Indian Army top brass upset over being kept out of key meet on cantonments


NOVEMBER 9, 2018

Close on the heels of the controversy of opening of all the 62 military cantonments, there is a brewing resentment in the higher echelons of the Indian Army. The men in uniform are said to be upset over what they think as government intrusion in their turf, literally.

The latest trigger is the Ministry of Defence (MoD)-constituted expert panel’s scheduled visit to Pune on Monday. Sources told India Today TV the committee headed by retired IAS officer Sumit Bose will be discussing “significant changes” in decision-making powers regarding control of defence land.

But in an unprecedented move, the Indian Army is not being represented or even consulted on crucial meetings, Army sources have alleged.

Sans Army representation, the meet will have 62 vice-presidents of cantonment boards across the country, mostly, civilians, leaving several Army top brass angry and upset.

“It is very sad. Defence is the backbone of the country. At least Army should have been consulted on the decisions,” Lieutenant General (retired) KS Kamath said.

Sources have alleged that key changes are being made in the Army Cantonment Boards in order to benefit the scam-tainted Directorate General of Defence Estates (DGDE). The body manages defence land worth several lakh crore rupees.

Ironically the MoD under the Congress-led United Progressive Alliance government in 2010 considered disbanding DGDE after several charges of corruption were levelled against it, including the high-profile Adarsh Society scam.

Sources say there is apprehension that over riding powers are being given to the DGDE in the name of “modernization and democratization” of the governance structure of Cantonment Boards.

Major General PK Sehgal says that there are crucial decisions regarding safety and security of the cantonments and these decisions cannot be taken without taking the Army on board.

While the defence ministry owns the land, the DGDE manages it, but the user, the Indian Army, sources say should have a say, but they are not. Only one Lieutenant General (retired) Amit Sharma is on board, representing the army point of view. “There is no serving personnel,” said an officer.

A senior serving Army officer on condition of anonymity said, “While the raksha mantri [defence minister] has left it to the expert panel to decide, she seems to have given overriding powers to a civilian body over the armed forces.”

Sources say that the board will discuss whether more powers can be delegated to vice-presidents of cantonment boards. Another bone of contention is whether some more powers of boards can be statutorily given to civil area committees.

Sources say any change in the Cantonment Act can only be brought about by Parliament but tweaking the powers of the richest land board of the country could fuel further corruption.

An officer said, “A few officers along with defence estate officials have been hand in glove on corruption in several cantonments. A dozen corruption cases have been booked by the CBI. State police hint that ‘defence land’ is a potential gold mine when it comes to making money.”

There are various categories of defence land. A1 land that is in the active occupation of the military forces is safe from occupation. It is the ones A2, B1 and B2 that are vulnerable to encroachments. But it is category C land which is held by cantonment boards for municipal or public purposes, which is now under scrutiny.
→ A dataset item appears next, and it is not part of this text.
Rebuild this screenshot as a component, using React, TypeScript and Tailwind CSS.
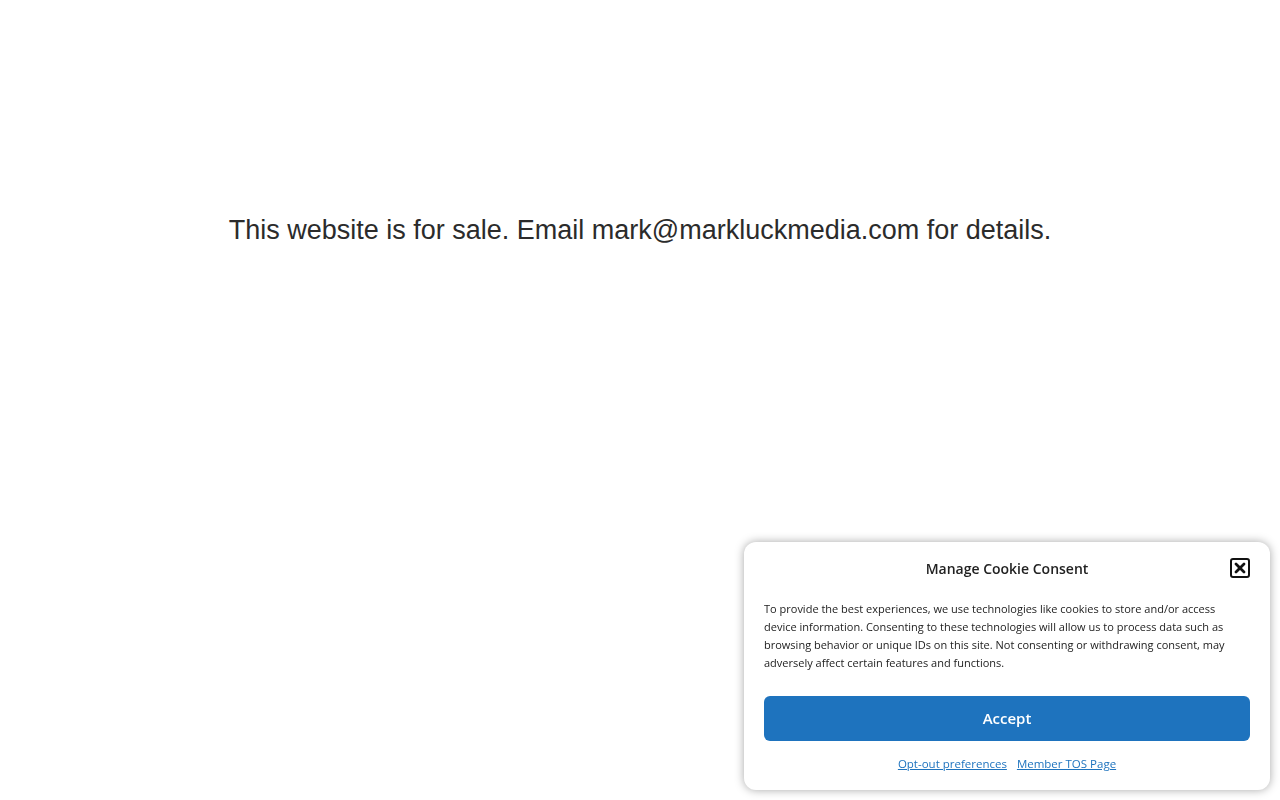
import { X } from 'lucide-react'

function CookieBanner() {
    return (
        <div className="fixed right-[10px] bottom-[10px] w-[526px] bg-white rounded-xl shadow-[0_0_10px_rgba(0,0,0,0.35)] px-5 pt-4 pb-[17px] font-['Open_Sans',sans-serif] text-[#222]">
            <div className="relative flex items-center justify-center h-5">
                <span className="text-[14px] font-semibold text-[#222]">
                    Manage Cookie Consent
                </span>
                <button
                    type="button"
                    className="absolute right-0 top-0 w-5 h-5 border-2 border-[#111] rounded-[3px] flex items-center justify-center"
                >
                    <X className="w-4 h-4 text-[#111]" strokeWidth={4} />
                </button>
            </div>
            <p className="mt-[22px] text-[11px] leading-[18px] text-[#222]">
                To provide the best experiences, we use technologies like cookies
                to store and/or access device information. Consenting to these
                technologies will allow us to process data such as browsing
                behavior or unique IDs on this site. Not consenting or withdrawing
                consent, may adversely affect certain features and functions.
            </p>
            <button
                type="button"
                className="mt-[24px] w-full h-[45px] rounded-md bg-[#1e73be] text-white text-[15px] font-semibold"
            >
                Accept
            </button>
            <div className="mt-[14px] flex justify-center gap-[10px] text-[11.5px] leading-[18px] text-[#1e73be]">
                <a className="underline cursor-pointer">Opt-out preferences</a>
                <a className="underline cursor-pointer">Member TOS Page</a>
            </div>
        </div>
    )
}

export default function App() {
    return (
        <div className="min-h-screen bg-white">
            <div className="pt-[211px] text-center font-['Liberation_Sans',Arial,sans-serif] text-[27px] leading-[38px] text-[#2b2b2b]">
                This website is for sale. Email mark@markluckmedia.com for
                details.
            </div>
            <CookieBanner />
        </div>
    )
}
One key decision under consideration will be reviewing the existing floor space index (FSI) across cantonments. Multi-floor residential complexes may be the need of the hour but it also needs to be vetted to avoid any possible corruption.

Mutation of old grant properties is another issue that has to be sorted. These under British rule were on a 99-year-old lease; most of these have come to an end during the last leg of the Modi government.

Sources, however say, the intention of the government has to be made clear. Any key decision will have huge ramification on the morale of the forces.

MoD is till to respond to queries sent by India Today TV.